Article/ by Charles Johnston, Theosophical Forum (2nd Series), April, 1904

In discussing the question of Indian Chronology, and the almost inextricable confusion it had been thrown into by the conjectures of the first generation of Orientalists who were gathered round Sir William Jones and Thomas Colebrooke, these vitiated conjectures forming the basis for further conjectures by the second, the Indo-Germanic School, we were forced to dwell at some length on the cause of this confusion, the prepossession of the minds of our first Sanskrit scholars by the Rabbinical tradition of the creation of man and the world in the year “4004 B.C.” It is worth while for anyone who doubts the all pervading influence of this tradition on the minds of the Calcutta School, to examine the first dozen numbers of the Asiatic Researches, and see how, time after time, the traditional dates of Indian Chronology are forced into accordance with “4004 B.C.,” with a persistent assurance which shows that our earliest Orientalists, in perfect good faith, believed themselves in duty bound to lop and trim everything down to the measure of the Adamite tradition. To look at these old records is a curious study, and almost forces the belief that, in a hundred years hence, much that is now spoken of as the admirable result of modern scientific research may be set down to quite another cause, the myth-making power of the human mind, which is as strong now, though not so poetical, as in the old days which gave birth to the splendid imagery of Agni and Indra, or the Titan Prometheus, and the fable of the Golden Fleece. And it is only right that this should be so, for progress is the very life and soul of knowledge, and without change, without a giving up of old things, progress is impossible.

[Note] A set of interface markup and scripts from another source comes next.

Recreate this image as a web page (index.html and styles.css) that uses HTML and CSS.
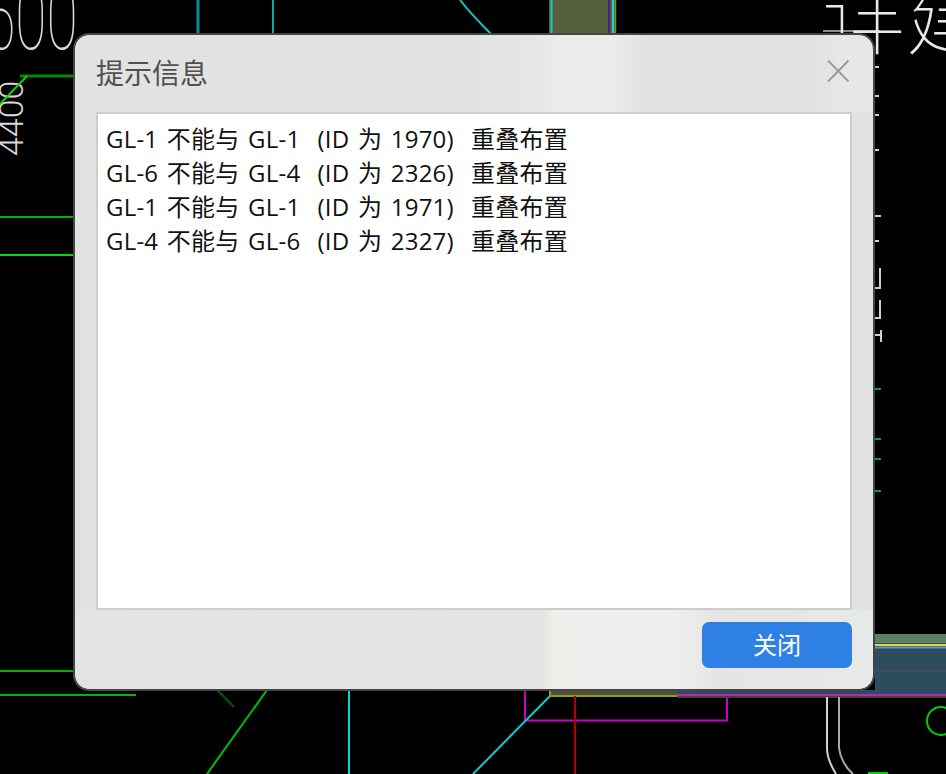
FILE: index.html
```html
<!DOCTYPE html>
<html lang="zh">
<head>
<meta charset="utf-8">
<title>提示信息</title>
<link rel="stylesheet" href="styles.css">
</head>
<body>
<svg class="canvas" width="946" height="774" viewBox="0 0 946 774" aria-hidden="true">
  <rect x="549" y="0" width="66" height="34" fill="#56603a"/>
  <path d="M551.500 0V34" stroke="#18c8c8" stroke-width="2" fill="none"/>
  <path d="M609 0V34" stroke="#4b1f8a" stroke-width="2" fill="none"/>
  <path d="M613 0V34" stroke="#10d8d8" stroke-width="2" fill="none"/>
  <path d="M615.500 0V34" stroke="#8f8f1c" stroke-width="1.500" fill="none"/>
  <path d="M198 0V34" stroke="#0a8f8f" stroke-width="3" fill="none"/>
  <path d="M273 0V34" stroke="#0aa8a8" stroke-width="2" fill="none"/>
  <path d="M460 0C470 13 480 23 491 34" stroke="#10c8c8" stroke-width="2" fill="none"/>
  <path d="M20 76H74" stroke="#008a00" stroke-width="3" fill="none"/>
  <path d="M0 217H74" stroke="#00b400" stroke-width="2" fill="none"/>
  <path d="M0 255H74" stroke="#00dc00" stroke-width="2" fill="none"/>
  <path d="M0 671H74" stroke="#00b400" stroke-width="2" fill="none"/>
  <path d="M0 695H136" stroke="#00b400" stroke-width="2" fill="none"/>
  <path d="M217 690L234 707" stroke="#005a00" stroke-width="2" fill="none"/>
  <path d="M267 690L207 774" stroke="#00c000" stroke-width="2" fill="none"/>
  <path d="M349 690V774" stroke="#00d8d8" stroke-width="2" fill="none"/>
  <rect x="550" y="690" width="127" height="6" fill="#4a5438"/>
  <path d="M550 690V696H677" stroke="#9a9a20" stroke-width="2" fill="none"/>
  <path d="M525 690V720.500H727V696" stroke="#c800c8" stroke-width="2" fill="none"/>
  <path d="M550 696L473 774" stroke="#10c8c8" stroke-width="2" fill="none"/>
  <path d="M575 696V774" stroke="#b00000" stroke-width="2" fill="none"/>
  <rect x="875" y="634" width="71" height="60" fill="#2b4d5e"/>
  <rect x="875" y="634" width="71" height="9" fill="#5c8060"/>
  <path d="M875 645H946" stroke="#d8d840" stroke-width="2" fill="none"/>
  <path d="M875 647.500H946" stroke="#7090c0" stroke-width="2" fill="none"/>
  <path d="M875 671H946" stroke="#5a4a5c" stroke-width="1" fill="none"/>
  <rect x="677" y="690" width="269" height="6" fill="#2b4d5e"/>
  <path d="M677 695H946" stroke="#c020c0" stroke-width="2" fill="none"/>
  <rect x="677" y="696" width="269" height="2" fill="#3a4a30"/>
  <path d="M827 697V748C827 758 831 766 836 774" stroke="#d0d0d0" stroke-width="2" fill="none"/>
  <path d="M839 697V748C840 758 846 768 853 774" stroke="#a8a8a8" stroke-width="2" fill="none"/>
  <circle cx="941" cy="721" r="14" stroke="#00d000" stroke-width="2" fill="none"/>
  <rect x="868" y="772" width="20" height="2" fill="#00d000"/>
  <path d="M875 67H879M875 96H879M875 115H879M875 150H879M875 216H881M875 241H879M875 288H881M880 268V288M875 318H881M880 300V318M875 335H881M881 330V342" stroke="#cfcfcf" stroke-width="2" fill="none"/>
  <path d="M875 389H881M875 439H881M875 459H881M875 491H881" stroke="#088f8f" stroke-width="2" fill="none"/>
  <path d="M823 31H880" stroke="#bbb" stroke-width="1.500" fill="none"/>
  <text class="cad-num cad-num-thin" transform="translate(-16 49) scale(1 1.600)" font-size="57">500</text>
  <text class="cad-num" transform="translate(23 156) rotate(-90)" font-size="34">4400</text>
  <path d="M27 76L0 104" stroke="#10d010" stroke-width="2" fill="none"/>
  <text class="cad-cjk" x="822" y="48" font-size="84">详建</text>
</svg>

<div class="dialog" role="dialog">
  <header class="head">
    <h1 class="title">提示信息</h1>
    <button class="close" type="button" aria-label="关闭">
      <svg width="24" height="24" viewBox="0 0 24 24"><path d="M2 1.500L22.500 22.500M22.500 1.500L2 22.500" stroke="#9a9a9a" stroke-width="1.800" fill="none"/></svg>
    </button>
  </header>
  <div class="messages">
    <p class="msg">GL-1 不能与 GL-1  (ID 为 1970)  重叠布置</p>
    <p class="msg">GL-6 不能与 GL-4  (ID 为 2326)  重叠布置</p>
    <p class="msg">GL-1 不能与 GL-1  (ID 为 1971)  重叠布置</p>
    <p class="msg">GL-4 不能与 GL-6  (ID 为 2327)  重叠布置</p>
  </div>
  <footer class="foot">
    <button class="primary" type="button">关闭</button>
  </footer>
</div>
</body>
</html>
```
FILE: styles.css
```css
* { box-sizing: border-box; }
html, body { margin: 0; height: 100%; }
body {
  position: relative;
  width: 946px;
  height: 774px;
  overflow: hidden;
  background: #000;
  font-family: "Open Sans", "Noto Sans CJK SC", sans-serif;
}
.canvas { position: absolute; left: 0; top: 0; display: block; }
.cad-num {
  font-family: Roboto, sans-serif;
  font-weight: 300;
  fill: #d8d8d8;
}
.cad-num-thin { font-weight: 100; }
.cad-cjk {
  font-family: "Noto Sans CJK SC", sans-serif;
  font-weight: 100;
  fill: #e8e8e8;
}
.dialog {
  position: absolute;
  left: 73px;
  top: 33px;
  width: 802px;
  height: 658px;
  display: flex;
  flex-direction: column;
  padding: 0 21px;
  border: 2px solid #454545;
  border-radius: 16px;
  background:
    linear-gradient(90deg, #e2e2e2 400px, #e4e6e6 420px, #e5e7e7 460px, #ebebe9 480px, #ececea 535px, #e2e2e2 570px, #e2e2e2 740px, #e7e7e7 770px) 0 0 / 100% 77px no-repeat,
    linear-gradient(90deg, #e2e3e2 0, #e3e4e3 455px, #e4e4e4 468px, #eef0ec 478px, #eff0ee 600px, #e4e5e4 640px, #e7e9e9 798px) 0 100% / 100% 80px no-repeat,
    #e2e2e2;
  background-clip: padding-box;
}
.head {
  height: 77px;
  display: flex;
  align-items: flex-start;
  justify-content: space-between;
  flex: none;
}
.title {
  margin: 19px 0 0;
  font-size: 28px;
  line-height: 38px;
  font-weight: 400;
  color: #505050;
}
.close {
  margin: 24px 2px 0 0;
  padding: 0;
  width: 24px;
  height: 24px;
  border: 0;
  background: none;
  display: block;
}
.close svg { display: block; }
.messages {
  flex: none;
  height: 498px;
  padding: 8px 8px;
  background: #fff;
  border: 2px solid #cdcdcd;
}
.msg {
  margin: 0;
  font-size: 24px;
  line-height: 34px;
  color: #111;
  white-space: pre;
  letter-spacing: 0.2px;
  word-spacing: 2.2px;
}
.foot {
  display: flex;
  justify-content: flex-end;
  padding-top: 12px;
}
.primary {
  width: 150px;
  height: 46px;
  border: 0;
  border-radius: 7px;
  background: #2f80e4;
  color: #fff;
  font-family: inherit;
  font-size: 24px;
  line-height: 46px;
  padding: 0;
}
```
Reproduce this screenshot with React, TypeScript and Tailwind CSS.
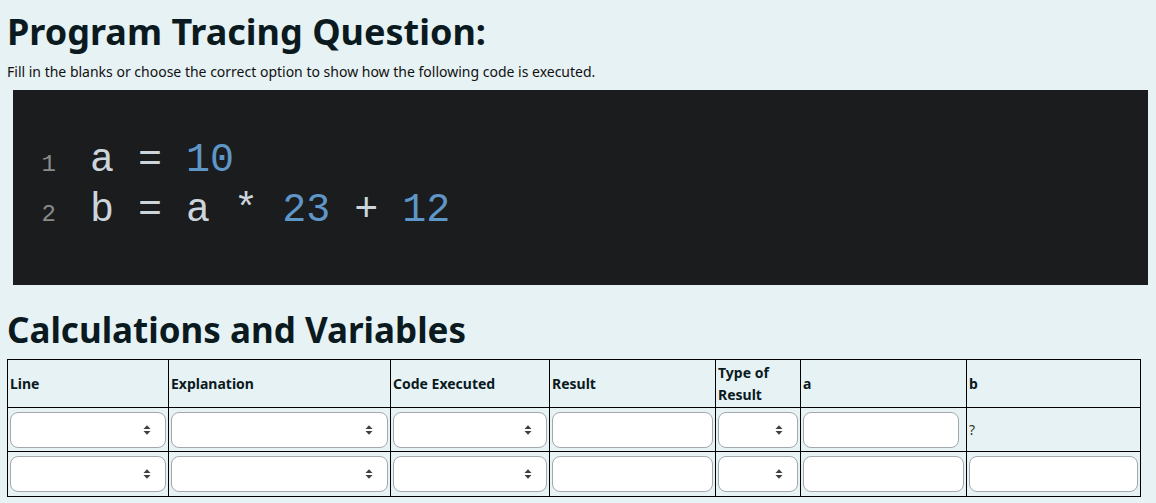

The step in progress which was spoken of, with reference to Indian Chronology, was that by which for the old Rabbinical tradition was substituted a far deeper and more philosophical belief; which gave to the latest age of our world that of sedimentation, by which the crust we know of was formed—a period of hundreds or thousands of millions of years, and to man a period of millions or even tens of millions; while the far vaster periods in which the worlds passed from infancy to maturity, in which was formed the first filmy outline of our earth from the starry stuff of the great solar nebula, (predicated by Laplace,) in which the shadows of the infinite stars hardened into their first solidity, were left dim and indefinite in the vast unmapped regions of eternity.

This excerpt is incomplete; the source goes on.